Bref, la Palestine n’a pas été « conquise » par Israël : les deux nationalismes se sont développés en même temps, des années 20 aux années 40, sur les ruines de l’Empire Ottoman avec le résultat qu’on connait aujourd’hui. Mais à la différence des Palestiniens, qui devraient pouvoir être accueillis partout dans la Umma arabe, les Israéliens, eux, n’ont pas d’autres options. C’est le seul territoire juif sur terre.
Mais apparemment, toutes ces « nuances » ne sont pas très populaires, même auprès des grands médias qui supportent supposément Israël à 100% et qui voudraient faire un lavage de cerveau à la population. Alors ils sont où les NPC, dites-moi? Il est où, l’unanimisme? Elles sont où, les machinations des puissants?
En voyant tous ces pro-Palestiniens faire des pirouettes idéologiques pour supporter indirectement le Hamas, j’ai plutôt l’impression qu’il est là, le suivisme aveugle, et qu’il dure depuis beaucoup trop longtemps par naïveté « décoloniale », comme un réflexe de vieux gauchiste qui ne réfléchit plus.
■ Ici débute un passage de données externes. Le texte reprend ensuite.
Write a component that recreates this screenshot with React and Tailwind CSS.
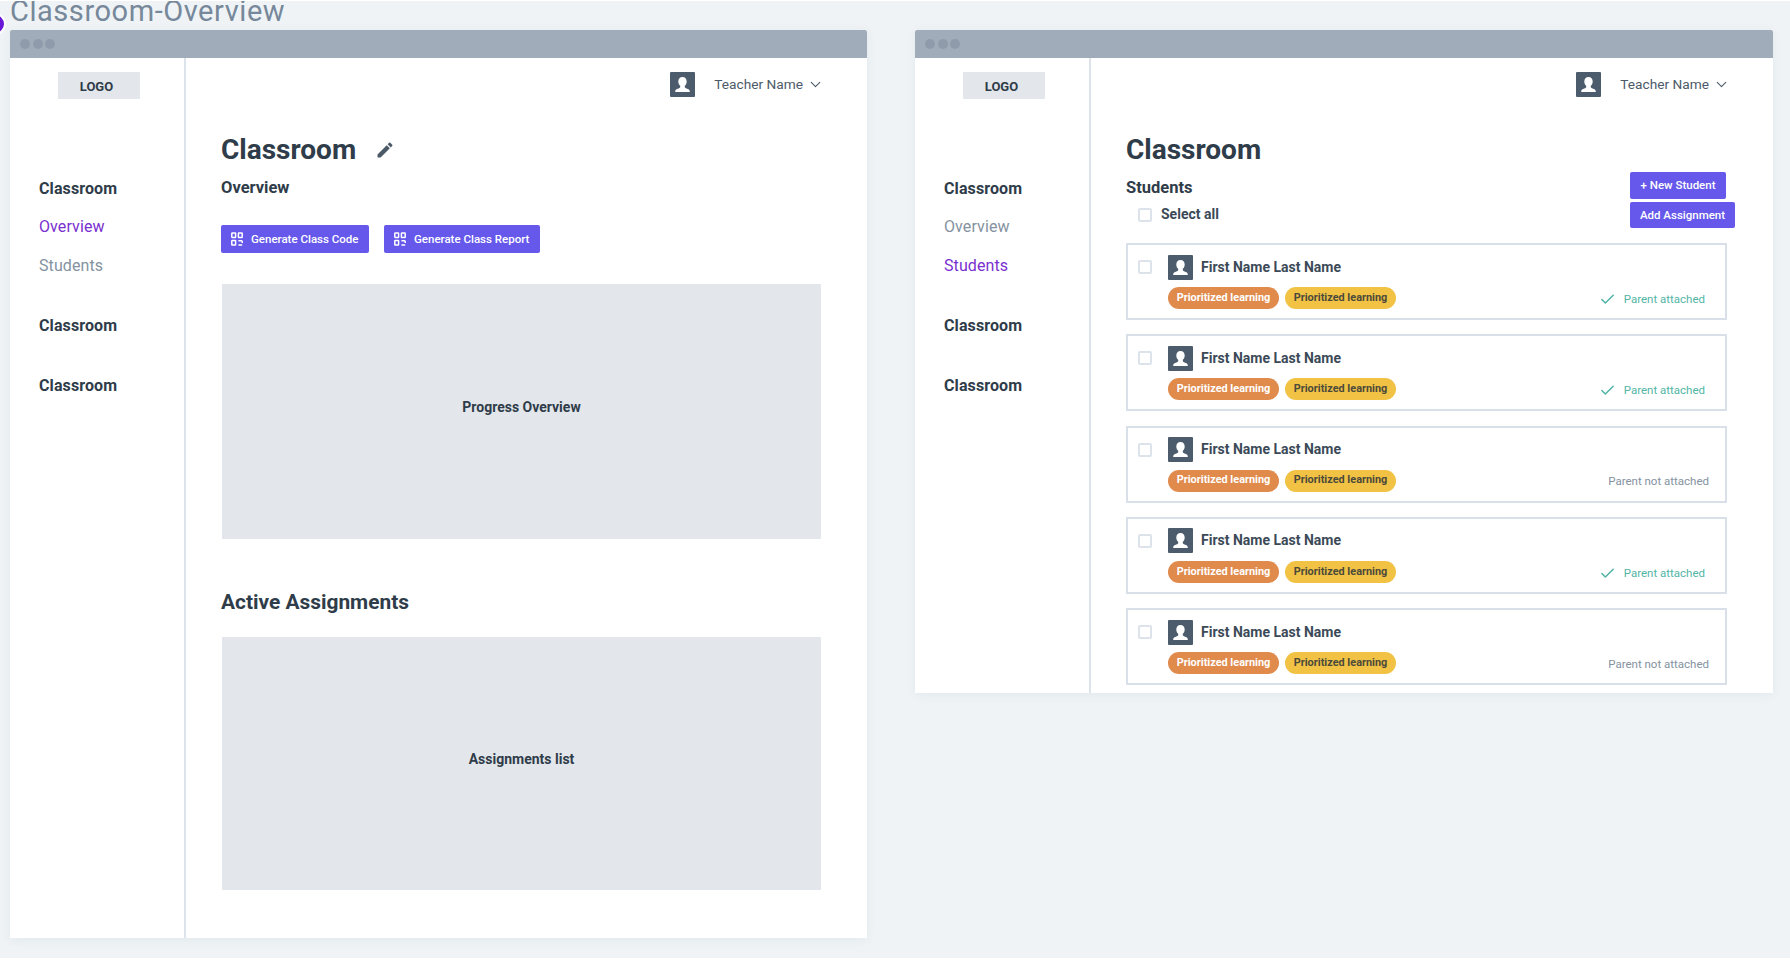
import { Check, ChevronDown } from "lucide-react";

const font = { fontFamily: '"Roboto", "Liberation Sans", sans-serif' };

function Avatar({ className }) {
  return (
    <svg viewBox="0 0 25 25" className={className}>
      <rect width="25" height="25" rx="1" fill="#4c5c6c" />
      <path
        d="M12.5 5c-2.6 0-4.2 1.9-4.2 4.5 0 1.9.7 3.4 1.9 4.3v1.4c-.5 1-2.9 1.4-4.1 2.4-.7.6-.9 1.5-.9 2.4h14.6c0-.9-.2-1.8-.9-2.4-1.2-1-3.6-1.4-4.1-2.4v-1.4c1.2-.9 1.9-2.4 1.9-4.3 0-2.6-1.6-4.5-4.2-4.5z"
        fill="#fff"
      />
    </svg>
  );
}

function QrIcon() {
  return (
    <svg viewBox="0 0 12 14" className="w-[12px] h-[14px]" fill="none" stroke="#fff" strokeWidth="1.5">
      <rect x="0.8" y="1" width="3.8" height="4.4" rx="0.5" />
      <rect x="7.4" y="1" width="3.8" height="4.4" rx="0.5" />
      <rect x="0.8" y="8.6" width="3.8" height="4.4" rx="0.5" />
      <path d="M7.4 8.8h3.8M7.4 13h3.8M11.2 8.8v2.2" />
    </svg>
  );
}

function Sidebar({ active }) {
  const sub = (name) => (active === name ? "text-[#7a2fd0]" : "text-[#84929f]");
  return (
    <aside className="w-[176px] shrink-0 border-r-2 border-[#dde3ea]">
      <div className="ml-[48px] mt-[14px] w-[82px] h-[27px] bg-[#e3e6eb] flex items-center justify-center pr-[5px] pt-[2px] text-[13px] font-bold text-[#2f3c49]">
        LOGO
      </div>
      <nav className="ml-[29px] mt-[80px] text-[16px] leading-5 tracking-[0.1px]">
        <div className="font-bold text-[#2f3c49]">Classroom</div>
        <div className={`mt-[18px] ${sub("Overview")}`}>Overview</div>
        <div className={`mt-[19px] ${sub("Students")}`}>Students</div>
        <div className="mt-[40px] font-bold text-[#2f3c49]">Classroom</div>
        <div className="mt-[40px] font-bold text-[#2f3c49]">Classroom</div>
      </nav>
    </aside>
  );
}

function TopBar() {
  return (
    <div className="h-[28px] bg-[#a0acb9] rounded-t-[2px] flex items-center gap-[2.5px] pl-[10px]">
      <span className="w-[10px] h-[10px] rounded-full bg-[#8f9baa]" />
      <span className="w-[10px] h-[10px] rounded-full bg-[#8f9baa]" />
      <span className="w-[10px] h-[10px] rounded-full bg-[#8f9baa]" />
    </div>
  );
}

function UserMenu() {
  return (
    <div className="flex justify-end items-center h-[25px] -mr-[3px] text-[#4c5a68]">
      <Avatar className="w-[25px] h-[25px]" />
      <span className="ml-[19px] text-[13.7px]">Teacher Name</span>
      <ChevronDown className="ml-[4px] w-[17px] h-[17px]" strokeWidth={1.6} />
    </div>
  );
}

function ClassButton({ label, className }) {
  return (
    <button className={`h-[28px] bg-[#6558ea] rounded-[2px] flex items-center pl-[10px] text-white text-[11.5px] font-medium ${className}`}>
      <QrIcon />
      <span className="ml-[8px] pt-[1px]">{label}</span>
    </button>
  );
}

function Placeholder({ label, className }) {
  return (
    <div className={`ml-[1px] w-[599px] bg-[#e3e6eb] flex items-center justify-center pb-[9px] text-[14px] font-bold text-[#2f3c49] ${className}`}>
      {label}
    </div>
  );
}

function Checkbox() {
  return <span className="w-[14px] h-[14px] shrink-0 rounded-[2px] border-2 border-[#dde3ea] bg-white" />;
}

function StudentCard({ attached }) {
  return (
    <div className="h-[77px] border-2 border-[#d9e0e9] pl-[10px] pt-[9px]">
      <div className="flex items-center h-[26px]">
        <Checkbox />
        <Avatar className="ml-[16px] w-[25px] h-[25px]" />
        <span className="ml-[8px] text-[14px] font-bold text-[#3c4a58]">First Name Last Name</span>
      </div>
      <div className="flex items-center justify-between mt-[7px] ml-[30px]">
        <div className="flex gap-[6px] text-[10.9px] font-bold">
          <span className="w-[111px] h-[22px] rounded-full bg-[#e08a4c] text-white flex items-center justify-center">Prioritized learning</span>
          <span className="w-[111px] h-[22px] rounded-full bg-[#f1c244] text-[#4c4a3a] flex items-center justify-center">Prioritized learning</span>
        </div>
        {attached ? (
          <div className="flex items-center mr-[20px] mt-[3px] text-[#52b5a6] text-[11.5px]">
            <Check className="w-[17px] h-[17px]" strokeWidth={2.2} />
            <span className="ml-[8px]">Parent attached</span>
          </div>
        ) : (
          <span className="mr-[16px] mt-[3px] text-[#84929f] text-[11.5px]">Parent not attached</span>
        )}
      </div>
    </div>
  );
}

export default function App() {
  return (
    <div style={font} className="relative w-[1790px] h-[960px] overflow-hidden bg-[#eff3f6] pl-[10px] border-t border-b-2 border-white">
      <span className="absolute -left-[16px] top-[12px] w-[22px] h-[22px] rounded-full bg-[#6a16d8] border-2 border-white" />
      <h1 className="h-[29px] text-[29px] leading-[21px] tracking-[0.55px] text-[#76889a]">Classroom-Overview</h1>

      <div className="flex items-start gap-[48px]">
        {/* overview window */}
        <section className="w-[857px] bg-white shadow-[0_2px_10px_rgba(40,60,90,0.06)]">
          <TopBar />
          <div className="flex">
            <Sidebar active="Overview" />
            <main className="w-[680px] pl-[35px] pr-[45px] pt-[14px] pb-[48px]">
              <UserMenu />
              <div className="flex items-center h-[32px] mt-[37px]">
                <h2 className="text-[28px] font-bold text-[#2f3c49]">Classroom</h2>
                <svg viewBox="0 0 24 24" className="ml-[19px] w-[20px] h-[20px]" fill="#4c5a68">
                  <path d="M3 17.25V21h3.75L17.81 9.94l-3.75-3.75L3 17.25zM20.71 7.04a1 1 0 0 0 0-1.41l-2.34-2.34a1 1 0 0 0-1.41 0l-1.83 1.83 3.75 3.75 1.83-1.83z" />
                </svg>
              </div>
              <h3 className="mt-[12px] h-[20px] text-[16.5px] leading-5 font-bold text-[#2f3c49]">Overview</h3>
              <div className="flex gap-[15px] mt-[27px]">
                <ClassButton label="Generate Class Code" className="w-[148px]" />
                <ClassButton label="Generate Class Report" className="w-[156px]" />
              </div>
              <Placeholder label="Progress Overview" className="h-[255px] mt-[31px]" />
              <h3 className="mt-[49px] h-[28px] text-[20.9px] leading-7 font-bold text-[#2f3c49]">Active Assignments</h3>
              <Placeholder label="Assignments list" className="h-[253px] mt-[21px]" />
            </main>
          </div>
        </section>

        {/* students window */}
        <section className="w-[858px] bg-white shadow-[0_2px_10px_rgba(40,60,90,0.06)]">
          <TopBar />
          <div className="flex">
            <Sidebar active="Students" />
            <main className="w-[682px] pl-[35px] pr-[46px] pt-[14px] pb-[8px]">
              <UserMenu />
              <h2 className="mt-[37px] h-[32px] leading-8 text-[28px] font-bold text-[#2f3c49]">Classroom</h2>
              <div className="flex justify-between mt-[6px] mb-[15px]">
                <div className="pt-[6px]">
                  <h3 className="h-[20px] text-[16.5px] leading-5 font-bold text-[#2f3c49]">Students</h3>
                  <div className="flex items-center mt-[6px] ml-[12px]">
                    <Checkbox />
                    <span className="ml-[9px] text-[14px] font-bold text-[#3c4a58]">Select all</span>
                  </div>
                </div>
                <div className="w-[97px] flex flex-col gap-[3px] text-white text-[11.5px] font-medium">
                  <button className="w-[96px] h-[27px] pt-[1px] bg-[#6558ea] rounded-[2px]">+ New Student</button>
                  <button className="w-[105px] h-[26px] pt-[1px] bg-[#6558ea] rounded-[2px]">Add Assignment</button>
                </div>
              </div>
              <div className="flex flex-col gap-[14.25px]">
                <StudentCard attached />
                <StudentCard attached />
                <StudentCard />
                <StudentCard attached />
                <StudentCard />
              </div>
            </main>
          </div>
        </section>
      </div>
    </div>
  );
}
Eh quoi encore, vous croyez comme Fukushima que c’est la « fin de l’histoire », que tout est déterminé par nos élites et que les évènements mondiaux sont tous des « false flag »? Ça va, la tête? Vous réalisez que l’histoire suit son cours, que la géopolitique mondiale évolue, et qu’il y a encore beaucoup de gens sur terre qui souhaitent de tout coeur vous couper la tête? Vous croyez vraiment que la situation est aussi simple que « peuple du monde entier vs élites »? Ça va, la naïveté? Seriez-vous mondialistes en fait?
Il y a un terme pour ce genre de désillusion : idiots-utiles.